The Palestinian Authority (PA) and Hamas in the Gaza Strip are “systematically mistreating and torturing Palestinians in detention, including critics and opponents,” Human Rights Watch (HRW) said in a new report submitted jointly to the United Nations Committee Against Torture with the Palestinian rights group Lawyers for Justice.
Torture, both by the Fatah-led PA in the Judea and Samaria region and Hamas in Gaza, “may amount to crimes against humanity, given its systematic nature over many years,” HRW stressed.
Omar Shakir, Israel and Palestine director at HRW pointed out that “systematic abuse by the PA and Hamas forms a critical part of the repression of the Palestinian people.”

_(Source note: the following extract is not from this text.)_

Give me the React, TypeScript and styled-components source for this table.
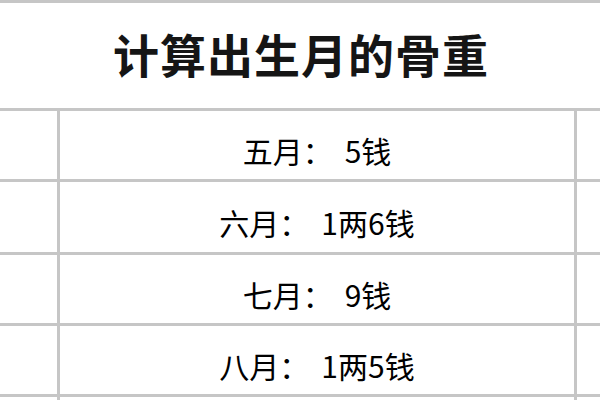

HRW called on countries to cut their assistance to “abusive Palestinian security forces, including the PA police who played a central part in recent repression,” and said that the International Criminal Court’s Office of the Prosecutor should “investigate and prosecute people credibly implicated in these grave abuses.”
The PA and Hamas have claimed that “abuses amount to no more than isolated cases that are investigated and for which wrongdoers are held to account,” but years of research by HRW, including its 147-page 2018 report, “Two Authorities, One Way, Zero Dissent,” contradict these claims.
“Palestinian authorities have consistently failed to hold security forces accountable,” HRW charged.
In 2021, the PA’s Independent Commission for Human Rights (ICHR) received 252 complaints of torture and ill-treatment and 279 of arbitrary arrest against the PA, and 193 complaints of torture and ill-treatment and 97 of arbitrary arrest against Hamas authorities in Gaza.
Hamas authorities have also executed at least 28 people in Gaza since seizing political control in June 2007, “in a context in which due process violations, coercion, and torture are prevalent,” HRW noted. and have summarily executed scores of other people without any judicial process, often on accusations of collaboration with Israel.
HRW called on the PA to abide by the international human rights treaties it has acceded to and “end grave abuses and endemic impunity by holding those responsible to account.”
Five years after the PA acceded to the Optional Protocol of the Convention Against Torture, which requires establishing a “national preventative mechanism” to independently monitor detention centers, including surprise visits, only in May 2022 did PA head Mahmoud Abbas issue a decree establishing the National Commission Against Torture.
However, the decree sets out that the PA president will appoint commission members, who will be government employees, and that the commission will operate as a government body. However, this will strip the commission of much actual independence, as ICHR and a joint statement of 26 Arab civil society groups have noted. Abbas “should rescind the decree and put forward a new regulation that creates a fully independent body,” HRW demanded.
“Many governments say they want to support the rule of law in Palestine and yet year after year continue to fund police forces that actively undermine it,” Shakir said. “Purported concerns over the fragility of Palestinian institutions and other tired excuses should no longer stand in the way. Donor governments should cut ties to abusive Palestinian police and security forces and center their Palestine and Israel policies on human rights.”